#### Data provided ####

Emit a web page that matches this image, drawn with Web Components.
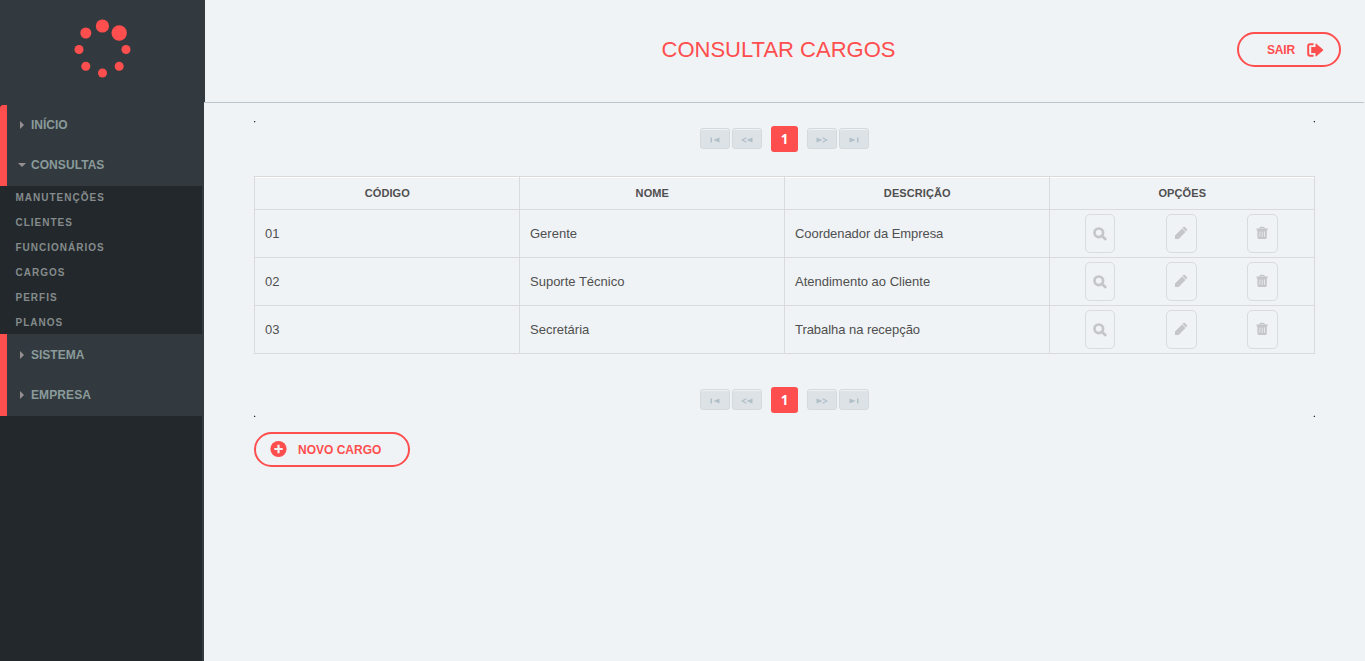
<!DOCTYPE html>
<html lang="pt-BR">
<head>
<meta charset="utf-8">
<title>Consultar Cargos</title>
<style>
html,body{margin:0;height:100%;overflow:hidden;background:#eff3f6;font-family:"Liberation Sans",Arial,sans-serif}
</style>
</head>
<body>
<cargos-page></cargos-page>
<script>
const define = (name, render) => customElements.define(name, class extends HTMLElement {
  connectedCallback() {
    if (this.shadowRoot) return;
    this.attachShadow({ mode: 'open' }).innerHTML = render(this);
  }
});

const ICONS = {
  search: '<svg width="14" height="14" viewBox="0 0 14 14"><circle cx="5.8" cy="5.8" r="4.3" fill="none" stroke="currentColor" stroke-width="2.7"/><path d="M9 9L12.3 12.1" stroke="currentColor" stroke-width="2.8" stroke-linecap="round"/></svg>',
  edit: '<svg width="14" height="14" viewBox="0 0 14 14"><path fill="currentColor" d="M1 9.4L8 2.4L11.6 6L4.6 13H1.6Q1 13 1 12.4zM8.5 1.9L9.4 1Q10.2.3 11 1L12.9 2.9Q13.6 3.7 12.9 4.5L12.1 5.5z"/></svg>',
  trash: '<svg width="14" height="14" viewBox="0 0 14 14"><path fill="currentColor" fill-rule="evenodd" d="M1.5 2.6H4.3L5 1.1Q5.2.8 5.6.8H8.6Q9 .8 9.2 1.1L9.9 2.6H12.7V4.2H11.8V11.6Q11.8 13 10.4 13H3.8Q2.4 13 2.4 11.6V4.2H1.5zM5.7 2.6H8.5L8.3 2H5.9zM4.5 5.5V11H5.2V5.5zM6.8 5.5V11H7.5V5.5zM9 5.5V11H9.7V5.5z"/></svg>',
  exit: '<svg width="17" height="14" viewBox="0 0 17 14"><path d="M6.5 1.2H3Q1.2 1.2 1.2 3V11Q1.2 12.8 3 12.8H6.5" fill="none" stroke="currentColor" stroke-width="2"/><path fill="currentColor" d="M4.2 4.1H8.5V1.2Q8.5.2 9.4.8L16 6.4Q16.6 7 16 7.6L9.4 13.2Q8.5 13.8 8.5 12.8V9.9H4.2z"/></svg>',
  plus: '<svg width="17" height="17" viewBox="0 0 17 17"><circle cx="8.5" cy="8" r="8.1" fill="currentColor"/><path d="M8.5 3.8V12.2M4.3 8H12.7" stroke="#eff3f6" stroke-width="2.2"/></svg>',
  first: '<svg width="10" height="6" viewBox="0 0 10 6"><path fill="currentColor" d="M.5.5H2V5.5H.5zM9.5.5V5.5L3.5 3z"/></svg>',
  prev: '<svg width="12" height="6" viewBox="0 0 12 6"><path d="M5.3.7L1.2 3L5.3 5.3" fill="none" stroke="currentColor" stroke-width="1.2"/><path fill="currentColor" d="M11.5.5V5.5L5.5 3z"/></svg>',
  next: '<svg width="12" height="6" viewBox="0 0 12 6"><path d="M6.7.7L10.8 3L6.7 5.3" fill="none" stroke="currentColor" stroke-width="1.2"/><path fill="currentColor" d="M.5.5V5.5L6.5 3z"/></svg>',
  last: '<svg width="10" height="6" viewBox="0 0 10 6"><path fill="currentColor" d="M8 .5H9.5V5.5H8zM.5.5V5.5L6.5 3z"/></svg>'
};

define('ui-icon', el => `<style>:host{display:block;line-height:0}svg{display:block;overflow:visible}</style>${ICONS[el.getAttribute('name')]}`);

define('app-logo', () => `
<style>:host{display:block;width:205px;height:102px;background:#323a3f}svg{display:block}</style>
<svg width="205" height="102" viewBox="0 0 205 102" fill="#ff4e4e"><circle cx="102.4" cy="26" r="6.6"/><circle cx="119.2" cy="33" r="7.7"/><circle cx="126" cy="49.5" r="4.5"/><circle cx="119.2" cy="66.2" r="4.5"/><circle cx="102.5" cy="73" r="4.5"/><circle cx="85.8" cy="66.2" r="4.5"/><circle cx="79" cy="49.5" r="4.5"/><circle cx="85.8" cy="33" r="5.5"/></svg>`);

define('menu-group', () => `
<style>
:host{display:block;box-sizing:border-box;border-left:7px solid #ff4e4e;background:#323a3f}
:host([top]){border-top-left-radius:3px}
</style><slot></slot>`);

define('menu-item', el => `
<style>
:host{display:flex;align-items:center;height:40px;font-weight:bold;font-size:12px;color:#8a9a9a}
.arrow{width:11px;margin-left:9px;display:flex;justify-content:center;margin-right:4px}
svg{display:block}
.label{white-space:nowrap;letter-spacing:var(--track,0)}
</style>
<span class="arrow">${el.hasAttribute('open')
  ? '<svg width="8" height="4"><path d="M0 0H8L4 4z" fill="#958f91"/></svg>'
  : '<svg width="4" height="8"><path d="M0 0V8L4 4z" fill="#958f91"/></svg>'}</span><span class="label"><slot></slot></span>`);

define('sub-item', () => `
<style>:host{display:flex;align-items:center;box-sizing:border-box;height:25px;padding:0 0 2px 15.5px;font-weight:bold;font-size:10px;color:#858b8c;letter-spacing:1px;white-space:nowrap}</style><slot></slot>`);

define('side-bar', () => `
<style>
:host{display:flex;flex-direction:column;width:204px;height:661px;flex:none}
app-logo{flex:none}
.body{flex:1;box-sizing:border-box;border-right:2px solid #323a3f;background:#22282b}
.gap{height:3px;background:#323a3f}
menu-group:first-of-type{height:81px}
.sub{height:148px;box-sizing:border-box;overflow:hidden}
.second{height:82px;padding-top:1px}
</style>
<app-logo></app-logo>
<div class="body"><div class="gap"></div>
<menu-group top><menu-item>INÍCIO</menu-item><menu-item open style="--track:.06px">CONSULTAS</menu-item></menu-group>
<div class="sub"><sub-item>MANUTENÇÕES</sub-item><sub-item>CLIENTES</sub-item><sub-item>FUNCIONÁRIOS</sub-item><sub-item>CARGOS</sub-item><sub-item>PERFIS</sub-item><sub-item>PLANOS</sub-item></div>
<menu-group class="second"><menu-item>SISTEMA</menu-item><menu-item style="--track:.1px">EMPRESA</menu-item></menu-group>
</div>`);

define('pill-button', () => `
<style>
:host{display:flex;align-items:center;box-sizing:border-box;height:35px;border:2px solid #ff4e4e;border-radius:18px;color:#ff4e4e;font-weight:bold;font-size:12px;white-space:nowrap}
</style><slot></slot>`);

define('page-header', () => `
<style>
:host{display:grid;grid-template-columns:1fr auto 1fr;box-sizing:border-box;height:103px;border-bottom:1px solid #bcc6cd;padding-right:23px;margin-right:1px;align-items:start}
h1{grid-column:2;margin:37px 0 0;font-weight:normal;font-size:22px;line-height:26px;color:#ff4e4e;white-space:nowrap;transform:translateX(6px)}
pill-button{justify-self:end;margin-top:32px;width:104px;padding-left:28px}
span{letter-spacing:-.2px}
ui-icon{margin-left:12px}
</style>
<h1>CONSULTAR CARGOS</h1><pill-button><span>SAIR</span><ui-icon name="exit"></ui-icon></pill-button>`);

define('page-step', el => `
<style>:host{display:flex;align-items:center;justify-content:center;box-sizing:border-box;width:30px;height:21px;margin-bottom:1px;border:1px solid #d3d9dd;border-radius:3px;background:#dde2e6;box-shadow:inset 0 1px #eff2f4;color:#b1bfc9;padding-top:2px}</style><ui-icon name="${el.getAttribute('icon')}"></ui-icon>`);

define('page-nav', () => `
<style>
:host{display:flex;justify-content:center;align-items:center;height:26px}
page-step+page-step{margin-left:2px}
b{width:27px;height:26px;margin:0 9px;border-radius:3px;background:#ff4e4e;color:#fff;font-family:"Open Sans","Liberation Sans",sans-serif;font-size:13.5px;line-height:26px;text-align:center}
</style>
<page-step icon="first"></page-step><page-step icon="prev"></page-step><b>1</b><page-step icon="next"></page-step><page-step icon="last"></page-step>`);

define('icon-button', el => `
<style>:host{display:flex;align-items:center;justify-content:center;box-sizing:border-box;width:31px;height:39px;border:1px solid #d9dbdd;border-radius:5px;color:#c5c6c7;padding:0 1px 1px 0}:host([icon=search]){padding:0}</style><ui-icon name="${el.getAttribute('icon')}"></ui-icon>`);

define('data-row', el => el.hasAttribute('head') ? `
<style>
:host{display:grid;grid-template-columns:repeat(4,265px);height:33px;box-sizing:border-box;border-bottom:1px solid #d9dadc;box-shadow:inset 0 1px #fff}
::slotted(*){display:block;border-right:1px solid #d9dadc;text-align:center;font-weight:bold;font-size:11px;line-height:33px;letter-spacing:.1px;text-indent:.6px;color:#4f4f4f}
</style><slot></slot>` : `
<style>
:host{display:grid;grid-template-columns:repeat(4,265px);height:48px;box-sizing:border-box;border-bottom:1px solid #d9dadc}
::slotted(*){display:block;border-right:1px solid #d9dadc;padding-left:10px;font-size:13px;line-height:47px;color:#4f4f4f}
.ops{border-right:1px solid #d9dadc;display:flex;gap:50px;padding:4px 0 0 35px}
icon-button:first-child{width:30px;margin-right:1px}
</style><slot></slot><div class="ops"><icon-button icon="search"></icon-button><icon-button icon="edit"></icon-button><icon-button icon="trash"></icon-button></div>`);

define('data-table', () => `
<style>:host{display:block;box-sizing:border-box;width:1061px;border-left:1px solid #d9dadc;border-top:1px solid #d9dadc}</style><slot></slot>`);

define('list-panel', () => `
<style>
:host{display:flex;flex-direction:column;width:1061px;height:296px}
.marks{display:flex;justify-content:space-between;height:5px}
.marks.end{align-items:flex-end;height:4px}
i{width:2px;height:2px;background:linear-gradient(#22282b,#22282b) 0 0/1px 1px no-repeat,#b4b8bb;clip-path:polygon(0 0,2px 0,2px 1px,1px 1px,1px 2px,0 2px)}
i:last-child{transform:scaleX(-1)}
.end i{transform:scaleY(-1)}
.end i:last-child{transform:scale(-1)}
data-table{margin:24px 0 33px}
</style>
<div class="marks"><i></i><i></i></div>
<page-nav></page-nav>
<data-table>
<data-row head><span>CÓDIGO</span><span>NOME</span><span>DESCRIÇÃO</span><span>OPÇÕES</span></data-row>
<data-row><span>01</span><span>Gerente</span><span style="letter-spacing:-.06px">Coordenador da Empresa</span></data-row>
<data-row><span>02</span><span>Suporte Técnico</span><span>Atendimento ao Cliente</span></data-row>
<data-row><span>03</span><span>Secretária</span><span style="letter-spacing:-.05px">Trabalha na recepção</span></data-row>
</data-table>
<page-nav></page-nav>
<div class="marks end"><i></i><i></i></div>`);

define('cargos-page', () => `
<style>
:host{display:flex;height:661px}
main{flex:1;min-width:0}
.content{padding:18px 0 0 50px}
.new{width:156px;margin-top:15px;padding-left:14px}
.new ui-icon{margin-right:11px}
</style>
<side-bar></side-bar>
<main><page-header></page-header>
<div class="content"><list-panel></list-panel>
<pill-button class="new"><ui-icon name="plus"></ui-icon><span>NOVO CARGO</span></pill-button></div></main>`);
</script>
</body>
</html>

####

*To be done*
Search the lines above for the string "page", then show every one that has it.

*The result*
Emit a web page that matches this image, drawn with Web Components.
<cargos-page></cargos-page>
define('page-header', () => `
define('page-step', el => `
define('page-nav', () => `
page-step+page-step{margin-left:2px}
<page-step icon="first"></page-step><page-step icon="prev"></page-step><b>1</b><page-step icon="next"></page-step><page-step icon="last"></page-step>`);
<page-nav></page-nav>
<page-nav></page-nav>
define('cargos-page', () => `
<main><page-header></page-header>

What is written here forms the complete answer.